March 29, 2010

Profile: Quest gave chaplain her spiritual identity

Victoria Armour-Hileman

Two years shy of graduating with her doctorate in British and American literature, Victoria Armour-Hileman, now Emory’s associate dean of religious life and chaplain, knew that she was still missing “an education.”

Meditating above the Celtic Sea during a year-long study abroad program in Wales, she felt entranced by “the voices, the prayers and the heartaches of the world.” Armour-Hileman immediately informed her parents and friends that she would continue to explore and learn abroad after graduation, her spiritual quest incomplete.

“I needed to go so far to make even the most foreign place feel like home,” she remembers. “Whatever was inside of me needed to settle down.”

Upon graduation, Armour-Hileman began volunteering with Maryknoll, a U.S.-based Catholic mission movement. Assigned to Vietnamese refugees in Hong Kong, she assembled a cooperative of female artists in the camps, helping them practice, teach and make money from their crafts. Later, she worked with indigenous Mon refugees in Thailand, the basis of her first memoir, “Singing to the Dead.” As a foreigner, Armour-Hileman flew under the radar of an oppressive regime, locating doctors who were willing to risk their livelihoods to treat the refugee population. The minimum tour of duty with Maryknoll was for three-and-a-half years; Armour-Hileman stayed for six.

During that time, she witnessed the refugees’ profound sense of group identity and loyalty, which made even refugee life bearable.
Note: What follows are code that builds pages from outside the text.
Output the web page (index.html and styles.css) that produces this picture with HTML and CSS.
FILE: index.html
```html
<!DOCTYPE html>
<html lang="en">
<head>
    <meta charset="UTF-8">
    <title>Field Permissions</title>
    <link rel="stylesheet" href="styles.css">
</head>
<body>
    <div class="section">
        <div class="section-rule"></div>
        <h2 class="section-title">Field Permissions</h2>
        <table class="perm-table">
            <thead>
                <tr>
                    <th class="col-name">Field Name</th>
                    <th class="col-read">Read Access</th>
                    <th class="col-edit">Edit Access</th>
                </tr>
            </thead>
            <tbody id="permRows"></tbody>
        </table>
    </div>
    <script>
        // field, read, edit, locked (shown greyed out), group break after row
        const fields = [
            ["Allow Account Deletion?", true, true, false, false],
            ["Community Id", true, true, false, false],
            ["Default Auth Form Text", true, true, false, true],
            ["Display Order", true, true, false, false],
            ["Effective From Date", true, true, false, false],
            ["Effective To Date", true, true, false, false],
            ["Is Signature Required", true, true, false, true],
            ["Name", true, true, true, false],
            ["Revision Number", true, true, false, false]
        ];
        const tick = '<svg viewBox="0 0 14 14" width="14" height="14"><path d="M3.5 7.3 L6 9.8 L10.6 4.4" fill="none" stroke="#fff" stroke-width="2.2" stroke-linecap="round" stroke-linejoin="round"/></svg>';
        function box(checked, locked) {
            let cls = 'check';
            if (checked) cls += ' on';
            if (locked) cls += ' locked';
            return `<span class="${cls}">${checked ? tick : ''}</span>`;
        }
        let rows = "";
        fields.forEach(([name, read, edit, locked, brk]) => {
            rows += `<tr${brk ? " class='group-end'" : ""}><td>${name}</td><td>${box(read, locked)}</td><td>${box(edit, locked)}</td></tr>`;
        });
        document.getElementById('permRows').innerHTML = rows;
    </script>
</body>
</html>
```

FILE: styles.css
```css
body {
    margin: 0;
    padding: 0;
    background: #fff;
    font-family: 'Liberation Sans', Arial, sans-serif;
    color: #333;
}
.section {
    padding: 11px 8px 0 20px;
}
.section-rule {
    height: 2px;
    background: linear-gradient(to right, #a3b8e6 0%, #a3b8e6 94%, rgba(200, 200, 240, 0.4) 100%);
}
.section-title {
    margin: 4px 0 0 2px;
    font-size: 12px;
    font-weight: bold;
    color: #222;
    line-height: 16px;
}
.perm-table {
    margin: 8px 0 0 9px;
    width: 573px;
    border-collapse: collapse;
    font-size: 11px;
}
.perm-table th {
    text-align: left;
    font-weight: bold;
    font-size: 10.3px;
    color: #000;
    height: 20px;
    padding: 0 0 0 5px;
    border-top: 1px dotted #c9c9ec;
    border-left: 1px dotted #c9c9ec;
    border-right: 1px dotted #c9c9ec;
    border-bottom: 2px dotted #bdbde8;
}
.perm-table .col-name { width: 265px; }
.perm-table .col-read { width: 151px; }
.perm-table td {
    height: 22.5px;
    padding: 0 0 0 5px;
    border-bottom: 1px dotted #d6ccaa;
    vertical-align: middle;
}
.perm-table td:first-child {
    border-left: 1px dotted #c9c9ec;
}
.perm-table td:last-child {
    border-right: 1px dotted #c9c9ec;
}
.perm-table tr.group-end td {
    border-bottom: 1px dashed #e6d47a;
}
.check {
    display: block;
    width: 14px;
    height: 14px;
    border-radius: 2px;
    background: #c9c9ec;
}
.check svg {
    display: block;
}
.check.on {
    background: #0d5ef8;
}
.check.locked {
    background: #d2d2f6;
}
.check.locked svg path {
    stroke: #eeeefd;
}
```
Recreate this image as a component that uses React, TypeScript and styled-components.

Armour-Hileman envied that feeling of kinship, having been raised secularly by a Jewish mother and a Catholic father.

“I grew up believing that I belonged to the Jewish people,” she says, “but I didn’t know what that meant to me.”    

After returning to the U.S., Armour-Hileman served on the leadership team for a branch of Maryknoll, sending volunteers to 14 countries. Nearly a decade later, she enrolled in Hebrew Union College’s Jewish Institute of Religion, where, as an enthusiastic composer, she created an unconventional musical for an end of the year sermon project and was recognized for her excellence in liturgy. All branches of Judaism, except the Orthodox, ordain women as rabbis and cantors. 

Armour-Hileman joined Emory in 2008, promoting inter-religious dialogue and individual expressions of spirituality. The Religious Life Office provides institutional support to 30 recognized religious groups on campus, partnering with them and University departments on a variety of projects, including the implementation of a kosher meal plan at the DUC last fall. The office co-sponsors programs that integrate faith with learning, such as a recent workshop in the Women’s Center on creating a sense of Sabbath through meditation, and an intensive journaling project in collaboration with Volunteer Emory.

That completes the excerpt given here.